### Directive
Report all lines from the entries below in which "this" appears.

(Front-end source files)
[start]
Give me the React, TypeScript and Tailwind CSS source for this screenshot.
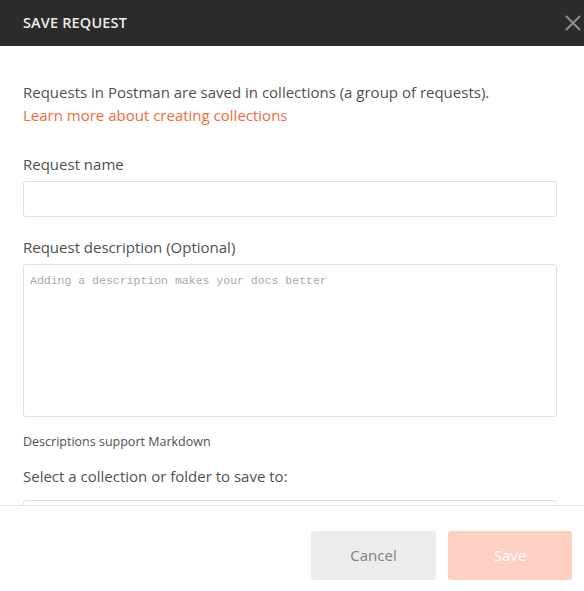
export default function App() {
  return (
    <div className="w-[584px] h-[591px] overflow-hidden bg-white flex flex-col font-['Open_Sans',sans-serif]">
      {/* Header */}
      <div className="h-[46px] shrink-0 bg-[#2b2b2b] flex items-center justify-between pl-[23px]">
        <h1 className="text-[14.5px] font-semibold tracking-[0.15px] text-[#ededed]">SAVE REQUEST</h1>
        <svg className="w-[16px] h-[16px] mr-[3px]" viewBox="0 0 16 16" fill="none">
          <path d="M1 1L15 15M15 1L1 15" stroke="#8f8f8f" strokeWidth="2" />
        </svg>
      </div>

      {/* Body */}
      <div className="flex-1 overflow-hidden pl-[23px] pr-[27px] pt-[35px]">
        <p className="text-[15px] leading-[23px] text-[#505050]">
          Requests in Postman are saved in collections (a group of requests).
          <br />
          <a className="text-[#f26b3a]">Learn more about creating collections</a>
        </p>

        <label className="block mt-[26px] text-[15px] leading-[22px] text-[#505050]">Request name</label>
        <input
          className="mt-[6px] block w-full h-[36px] rounded-[3px] border border-[#e0e0e0] outline-none px-2 text-[13px]"
          type="text"
        />

        <label className="block mt-[19px] text-[15px] leading-[22px] text-[#505050]">
          Request description (Optional)
        </label>
        <textarea
          className="mt-[6px] block w-full h-[153px] resize-none rounded-[3px] border border-[#e0e0e0] outline-none px-[6px] py-[7px] font-['Liberation_Mono',monospace] text-[11.5px] leading-[18px] placeholder:text-[#a8a8a8]"
          placeholder="Adding a description makes your docs better"
        />

        <p className="mt-[16px] text-[12.5px] leading-[17px] text-[#505050]">Descriptions support Markdown</p>

        <p className="mt-[15px] text-[15px] leading-[22px] text-[#505050]">Select a collection or folder to save to:</p>
        <div className="mt-[13px] h-[40px] rounded-[3px] border border-[#e0e0e0]" />
      </div>

      {/* Footer */}
      <div className="h-[86px] shrink-0 border-t border-[#e6e6e6] flex justify-end items-start gap-[12px] pt-[25px] pr-[12px]">
        <button className="w-[125px] h-[49px] rounded-[3px] bg-[#ececec] text-[15px] text-[#808080]">Cancel</button>
        <button className="w-[124px] h-[49px] rounded-[3px] bg-[#fdd0c1] text-[15px] text-white">Save</button>
      </div>
    </div>
  );
}
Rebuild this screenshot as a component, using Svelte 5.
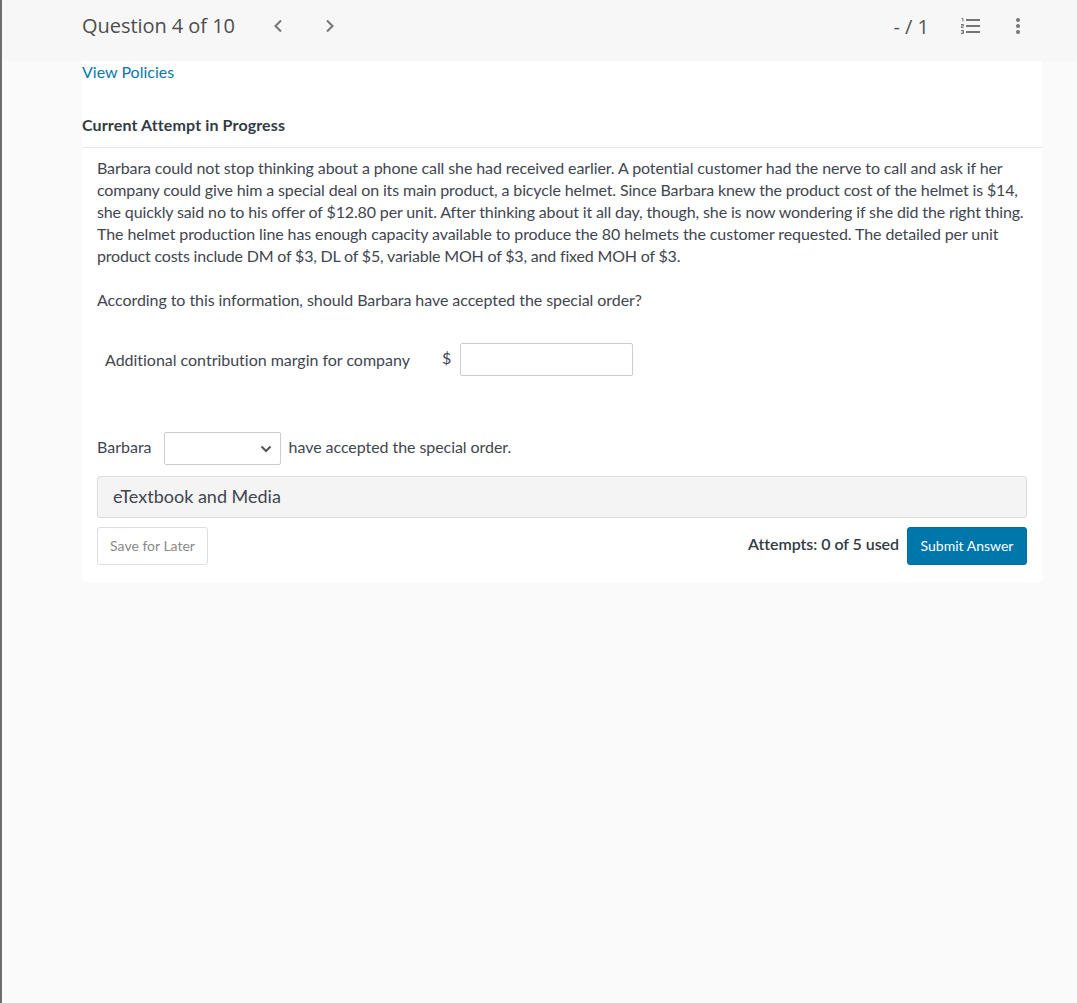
[end]
### Task answer
Give me the React, TypeScript and Tailwind CSS source for this screenshot.
Rebuild this screenshot as a component, using Svelte 5.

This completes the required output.